O VELHO JORNAL
Outro dia, ao arrumar uma velha mala, achei um recorte de jornal datado de 1976. O papel amarelado pelo tempo, trazia uma foto que me chamou a atenção. Nela, um certo barbudo, vestido com uma camisa barata e um boné. Seu olhar trazia uma mensagem de força e esperança. Uma das mãos, visivelmente calejada, apontava para o céu. Em volta do homem, um grupo de operários olhava atenciosamente para ele.
Meu coração foi tomado de uma nostalgia esquisita, como se algo daquela época despertasse. Lembrei das utopias; da sensação de que podíamos mudar tudo; das dores das porradas que eram motivos de alegria; dos sonhos por um país justo e de todos; lembrei; lembrei e lembrei.
Fiquei assim, parado olhando para o velha foto de alguém que personificava o sonho de uma geração; alguém que assim como a maioria de nós, viveu a morte de uma esposa vítima do descaso crônico que gera morte; que sentia a dor de não ter para alimentar a família; alguém, gerado na região mais pobre deste país, onde crianças morrem sem saber que são gente; alguém, que sentia o sabor da marmita requentada; alguém, que se parecia com qualquer um de nós; alguém como eu.

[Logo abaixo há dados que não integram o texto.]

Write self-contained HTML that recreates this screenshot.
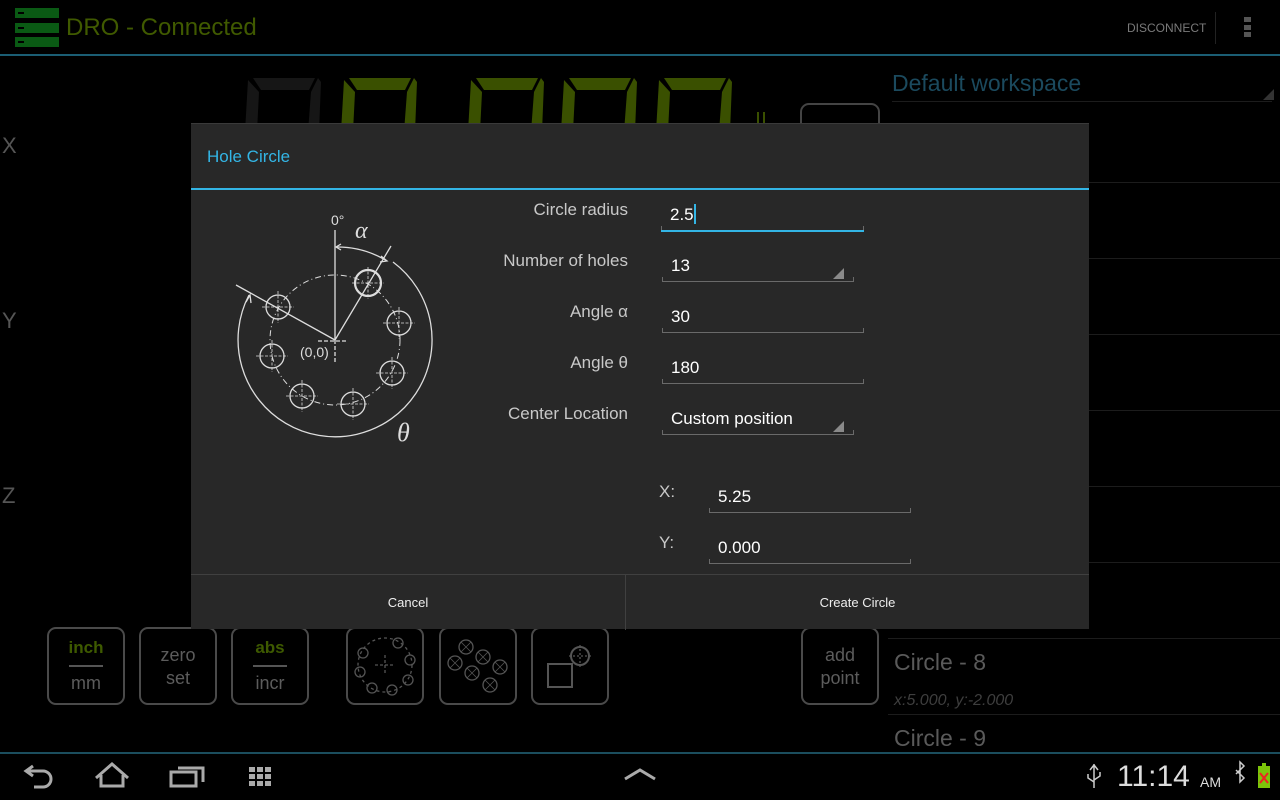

Confesso que ainda enxerguei uma verdade naquele operário que representava o ideal.
Fiquei assim, até que uma voz familiar na televisão me trouxe de volta. Na tela, um senhor com a barba grisalha, vestido num terno de marca, olhar altivo, gestos finos e fala firme. Olhei por um tempo a imagem da televisão e depois voltei o olhar para o homem do jornal. Pensei nos últimos oito anos e me voltei para a janela, encarei o mesmo Brasil que lutávamos para mudar. Vi o mesmo Brasil dos velhos caciques, das mesmas desigualdades, dos privilégios, dos escândalos, das filas nos hospitais, das drogas, em fim, o Brasil dos poderosos.
Olhei de novo para a foto e depois para a televisão. Fiz uma pergunta com a consciência que jamais terei a resposta: Quem mudou quem? Chorei um choro de quem não tem mais tempo, nem forças para lutar.
Desliguei a TV e rasguei o jornal.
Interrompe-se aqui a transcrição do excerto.